──────── Data excerpt
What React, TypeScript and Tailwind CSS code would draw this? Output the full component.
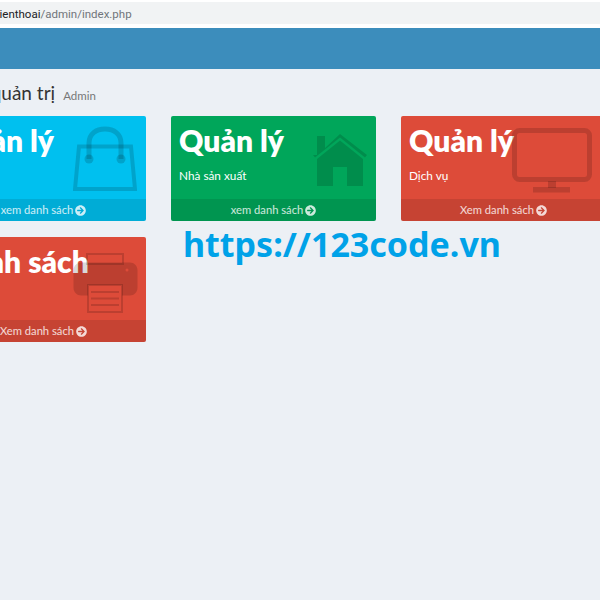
import { FaArrowCircleRight } from "react-icons/fa";
import type { ReactNode } from "react";

const font = { fontFamily: 'Lato, "Noto Sans", sans-serif' };

function Bag() {
  return (
    <svg width="64" height="65" viewBox="0 0 64 65" fill="none" stroke="currentColor">
      <path d="M6 20.5H58L62 63H2Z" strokeWidth="4" />
      <path d="M16 33V17C16 8 23 3 32 3C41 3 48 8 48 17V33" strokeWidth="5" />
      <circle cx="16" cy="33" r="4.5" fill="currentColor" stroke="none" />
      <circle cx="48" cy="33" r="4.5" fill="currentColor" stroke="none" />
    </svg>
  );
}

function House() {
  return (
    <svg width="56" height="56" viewBox="0 0 56 56" fill="currentColor">
      <path d="M5 24V5H13V17L28 3L55 24L53 26.5L28 6.5L3 26.5L1 24Z" />
      <path fillRule="evenodd" d="M5 28L28 9.5L51 28V55H35V36H21V55H5Z" />
    </svg>
  );
}

function Monitor() {
  return (
    <svg width="80" height="65" viewBox="0 0 80 65" fill="none" stroke="currentColor">
      <rect x="2.5" y="2.5" width="75" height="49" rx="5" strokeWidth="5" />
      <rect x="36" y="53" width="8" height="7" fill="currentColor" stroke="none" />
      <rect x="21" y="59" width="37" height="5.5" fill="currentColor" stroke="none" />
    </svg>
  );
}

function Printer() {
  return (
    <svg width="65" height="60" viewBox="0 0 65 60" fill="none">
      <rect x="14" y="1" width="36" height="10" stroke="currentColor" strokeWidth="2" />
      <path d="M8 9.5H57C61 9.5 64.5 13 64.5 17V35C64.5 39 61 42.5 57 42.5H8C4 42.5.5 39 .5 35V17C.5 13 4 9.5 8 9.5Z" fill="currentColor" />
      <rect x="15" y="32" width="34" height="27" fill="#dd4b39" stroke="currentColor" strokeWidth="2" />
      <path d="M18 39H46M18 45.5H46M18 52H46" stroke="currentColor" strokeWidth="2" />
      <circle cx="54" cy="17" r="1.5" fill="#dd4b39" />
    </svg>
  );
}

function Card({ title, sub, link, color, icon, iconClass }: { title: string; sub: string; link: string; color: string; icon: ReactNode; iconClass: string }) {
  return (
    <div className={`relative h-[105px] w-[205px] shrink-0 overflow-hidden rounded-[2px] ${color}`}>
      <div className="h-[83px] px-[8px] pt-[2px] text-white">
        <div className="whitespace-nowrap text-[30px] font-extrabold leading-[44px]">{title}</div>
        <div className="mt-[5px] h-[18px] text-[11.8px] leading-[18px]">{sub}</div>
      </div>
      <div className={`absolute text-black/15 ${iconClass}`}>{icon}</div>
      <div className="flex h-[22px] items-center justify-center gap-[2px] bg-black/10 text-[11.2px] text-white/80">
        <span>{link}</span>
        <FaArrowCircleRight className="text-[11px]" />
      </div>
    </div>
  );
}

export default function App() {
  return (
    <div className="h-[600px] w-[600px] overflow-hidden bg-[#ecf0f5]" style={font}>
      <div className="h-[28px] bg-white pt-[2px]">
        <div className="h-[22px] overflow-hidden whitespace-nowrap bg-[#f1f3f4] font-['Roboto'] text-[11.5px] leading-[24px] text-[#70757a]">
          <span className="ml-[-7px] text-[#202124]">dienthoai</span>/admin/index.php
        </div>
      </div>
      <div className="h-[41px] bg-[#3c8dbc]" />
      <div className="ml-[-59px] w-[700px]">
        <div className="flex h-[47px] items-end pb-[9px] text-[#333]">
          <span className="ml-[-1px] whitespace-nowrap text-[19px] leading-[28px]">
            Trang quản trị
          </span>
          <span className="mb-[3px] ml-[8px] text-[11.5px] leading-[16px] text-[#777]">Admin</span>
        </div>
        <div className="flex gap-[25px]">
          <Card title="Quản lý" sub="Sản phẩm" link="xem danh sách" color="bg-[#00c0ef]" icon={<Bag />} iconClass="left-[132px] top-[10px]" />
          <Card title="Quản lý" sub="Nhà sản xuất" link="xem danh sách" color="bg-[#00a65a]" icon={<House />} iconClass="left-[141px] top-[15px]" />
          <Card title="Quản lý" sub="Dịch vụ" link="Xem danh sách" color="bg-[#dd4b39]" icon={<Monitor />} iconClass="left-[111px] top-[12px]" />
        </div>
        <div className="mt-[16px] flex gap-[37px]">
          <Card title="Danh sách" sub="" link="Xem danh sách" color="bg-[#dd4b39]" icon={<Printer />} iconClass="left-[132px] top-[16px]" />
          <div className="mt-[-18px] whitespace-nowrap font-['Noto_Sans'] text-[34px] font-bold leading-[50px] text-[#00a2e8]">
            https://123code.vn
          </div>
        </div>
      </div>
    </div>
  );
}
────────────────
Written instruction:
Skip the images and write out the rest of the listing exactly.

Final answer:
What React, TypeScript and Tailwind CSS code would draw this? Output the full component.
import { FaArrowCircleRight } from "react-icons/fa";
import type { ReactNode } from "react";

const font = { fontFamily: 'Lato, "Noto Sans", sans-serif' };

function Bag() {
  return (
    <svg width="64" height="65" viewBox="0 0 64 65" fill="none" stroke="currentColor">
      <path d="M6 20.5H58L62 63H2Z" strokeWidth="4" />
      <path d="M16 33V17C16 8 23 3 32 3C41 3 48 8 48 17V33" strokeWidth="5" />
      <circle cx="16" cy="33" r="4.5" fill="currentColor" stroke="none" />
      <circle cx="48" cy="33" r="4.5" fill="currentColor" stroke="none" />
    </svg>
  );
}

function House() {
  return (
    <svg width="56" height="56" viewBox="0 0 56 56" fill="currentColor">
      <path d="M5 24V5H13V17L28 3L55 24L53 26.5L28 6.5L3 26.5L1 24Z" />
      <path fillRule="evenodd" d="M5 28L28 9.5L51 28V55H35V36H21V55H5Z" />
    </svg>
  );
}

function Monitor() {
  return (
    <svg width="80" height="65" viewBox="0 0 80 65" fill="none" stroke="currentColor">
      <rect x="2.5" y="2.5" width="75" height="49" rx="5" strokeWidth="5" />
      <rect x="36" y="53" width="8" height="7" fill="currentColor" stroke="none" />
      <rect x="21" y="59" width="37" height="5.5" fill="currentColor" stroke="none" />
    </svg>
  );
}

function Printer() {
  return (
    <svg width="65" height="60" viewBox="0 0 65 60" fill="none">
      <rect x="14" y="1" width="36" height="10" stroke="currentColor" strokeWidth="2" />
      <path d="M8 9.5H57C61 9.5 64.5 13 64.5 17V35C64.5 39 61 42.5 57 42.5H8C4 42.5.5 39 .5 35V17C.5 13 4 9.5 8 9.5Z" fill="currentColor" />
      <rect x="15" y="32" width="34" height="27" fill="#dd4b39" stroke="currentColor" strokeWidth="2" />
      <path d="M18 39H46M18 45.5H46M18 52H46" stroke="currentColor" strokeWidth="2" />
      <circle cx="54" cy="17" r="1.5" fill="#dd4b39" />
    </svg>
  );
}

function Card({ title, sub, link, color, icon, iconClass }: { title: string; sub: string; link: string; color: string; icon: ReactNode; iconClass: string }) {
  return (
    <div className={`relative h-[105px] w-[205px] shrink-0 overflow-hidden rounded-[2px] ${color}`}>
      <div className="h-[83px] px-[8px] pt-[2px] text-white">
        <div className="whitespace-nowrap text-[30px] font-extrabold leading-[44px]">{title}</div>
        <div className="mt-[5px] h-[18px] text-[11.8px] leading-[18px]">{sub}</div>
      </div>
      <div className={`absolute text-black/15 ${iconClass}`}>{icon}</div>
      <div className="flex h-[22px] items-center justify-center gap-[2px] bg-black/10 text-[11.2px] text-white/80">
        <span>{link}</span>
        <FaArrowCircleRight className="text-[11px]" />
      </div>
    </div>
  );
}

export default function App() {
  return (
    <div className="h-[600px] w-[600px] overflow-hidden bg-[#ecf0f5]" style={font}>
      <div className="h-[28px] bg-white pt-[2px]">
        <div className="h-[22px] overflow-hidden whitespace-nowrap bg-[#f1f3f4] font-['Roboto'] text-[11.5px] leading-[24px] text-[#70757a]">
          <span className="ml-[-7px] text-[#202124]">dienthoai</span>/admin/index.php
        </div>
      </div>
      <div className="h-[41px] bg-[#3c8dbc]" />
      <div className="ml-[-59px] w-[700px]">
        <div className="flex h-[47px] items-end pb-[9px] text-[#333]">
          <span className="ml-[-1px] whitespace-nowrap text-[19px] leading-[28px]">
            Trang quản trị
          </span>
          <span className="mb-[3px] ml-[8px] text-[11.5px] leading-[16px] text-[#777]">Admin</span>
        </div>
        <div className="flex gap-[25px]">
          <Card title="Quản lý" sub="Sản phẩm" link="xem danh sách" color="bg-[#00c0ef]" icon={<Bag />} iconClass="left-[132px] top-[10px]" />
          <Card title="Quản lý" sub="Nhà sản xuất" link="xem danh sách" color="bg-[#00a65a]" icon={<House />} iconClass="left-[141px] top-[15px]" />
          <Card title="Quản lý" sub="Dịch vụ" link="Xem danh sách" color="bg-[#dd4b39]" icon={<Monitor />} iconClass="left-[111px] top-[12px]" />
        </div>
        <div className="mt-[16px] flex gap-[37px]">
          <Card title="Danh sách" sub="" link="Xem danh sách" color="bg-[#dd4b39]" icon={<Printer />} iconClass="left-[132px] top-[16px]" />
          <div className="mt-[-18px] whitespace-nowrap font-['Noto_Sans'] text-[34px] font-bold leading-[50px] text-[#00a2e8]">
            https://123code.vn
          </div>
        </div>
      </div>
    </div>
  );
}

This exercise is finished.